Hey Friends and Family! Thanks for reading my memoir blog. I’m excited to share a lifetime of favorite eats. Although my first recipe is long, most that follow are short ones I’ve made again and again, often from memory. Please forgive my glitches–relearning this blog app at 84 has been a challenge, but it gives me a chance to work with son Dylan, who makes it all happen. I’m also still working on the format, and sorry, my photos won’t load. Prepare to zoom around time and space, powered by family, friends, chefs, cookbooks, the internet, and lots of good food.
1. PIE
When I turned sixteen in 1958, my mother finally let me do more than the dishes in our shiny new kitchen that boasted turquoise formica counters, a stainless steel refrigerator with the freezer on the bottom (!), and, above the latest double sink, a wall of windows overlooking our upscale neighborhood cul-de-sac. In this House Beautiful space, I was suddenly allowed to produce desserts. I was not to cook meals lest I ruin Dad’s dinner or a pricy piece of meat. Mother was a reluctant cook: For Sunday dinners or a rare guest, she produced simple steaks (medium rare), a pork or lamb roast, or, pièce de résistance, baby shrimp stuffed in a large fish. My job was cleaning up.

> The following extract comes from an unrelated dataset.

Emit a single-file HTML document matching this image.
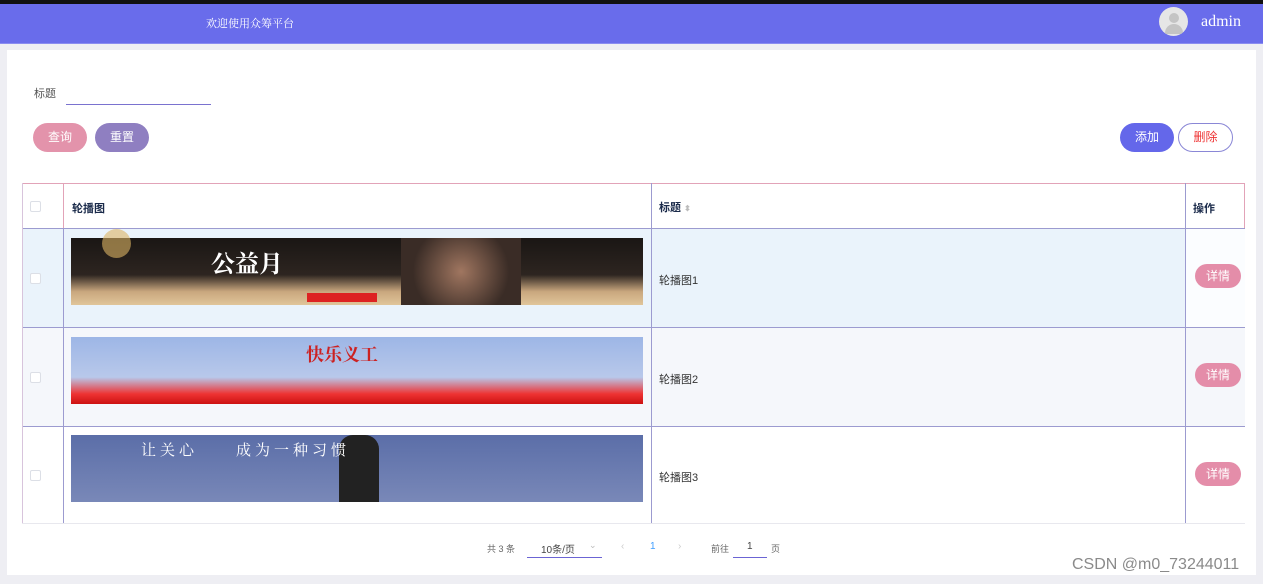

Excited to begin my first culinary adventure, I perused our only cookbook, the 1950 first edition of Betty Crocker’s Picture Cook Book. I went big with coconut cream pie, something that David James, our cook during my childhood in Pakistan, used to bake for us in our Lahore kitchen’s charcoal oven. I’d recently knit a blue wool cardigan by learning to read the tight small-print instructions peppered with abbreviations, so I was not intimidated by Betty’s recipe for pie. It was not, however, a piece of cake. In one Saturday, I learned to mix and roll a pie crust, cook an egg cream filling, whip up a mountain of meringue, and use the oven.
My pie was a family success! “More! More!” they cheered. So I have baked and baked, especially pies: apple, pumpkin, lemon meringue, blueberry, chocolate, cherry, pecan, and of course, coconut (or sometimes banana) cream. And guess what? Published recipes are not subject to copyright. My daughter-in-law, Ann Kuhn, let me borrow her Betty Crocker cookbook and her later edition still had the recipe. These days, to include no-dairy family, I make it with almond milk.
Although I’ve usually preferred simpler dishes, conquering this one gave me early confidence to take on new and complicated projects. I learned that by carefully following directions, I could make almost anything.
Betty Crocker’s Coconut Cream Pie
Make a single 9” pie crust. I make a vegan crust to for my no-dairy son. It’s totally delicious, although not as smoothly worked as a butter or Crisco crust. In a bowl add:
1 1/4 c. flour
1/3 c. oil (I use olive or sunflower seed oil.)
1/2 tsp. salt
3 tbsp. milk (I use soy or almond milk.)
Mix with fork until dough forms a ball. Roll out between sheets of waxed paper. Place crust in pie plate and prick all over with a fork. Bake at 425 for about 20 minutes or until lightly browned. Make one crust at a time.
Make the coconut cream filling.
2/3 cup sugar
3 TB cornstarch
1/2 tsp salt
3 cups of milk (whole, soy, or almond milk)
3 lightly beaten egg yolks in a medium bowl.
(Save the whites for the meringue.)
1 TB butter or margarine
1 1/2 tsp vanilla
1 cup flaked coconut
In a medium saucepan mix the sugar, cornstarch, and salt. Stir in the milk. Stir
constantly over medium heat until mixture thickens and boils. Boil for 1 minute.
Remove from heat.
Gradually stir half the hot milk into the beaten egg yolks. Then blend the egg/ milk mixture back into the hot milk. Boil 1 minute stirring constantly. Stir in the butter, coconut, and vanilla. Remove from heat. Pour the hot custard into the baked pie shell and cool.
Make the meringue:
3 room-temperature egg whites
1/4 tsp. cream of tartar.
1/4 cup sugar
Preheat the oven to 425 degrees F (220 degrees C). In a medium bowl, beat the room temperature egg whites until they form soft peaks, adding the cream of tartar and then the sugar one tablespoon at a time. Pile onto the cooled pie filling and use the back of a spoon to pull up pretty peaks. Bake for 20 minutes, or until meringue is lightly browned.
More Pie: BANANA CREAM: If you are out of coconut, slice a banana into the baked crust. Pour in the custard, top with meringue, and bake as instructed.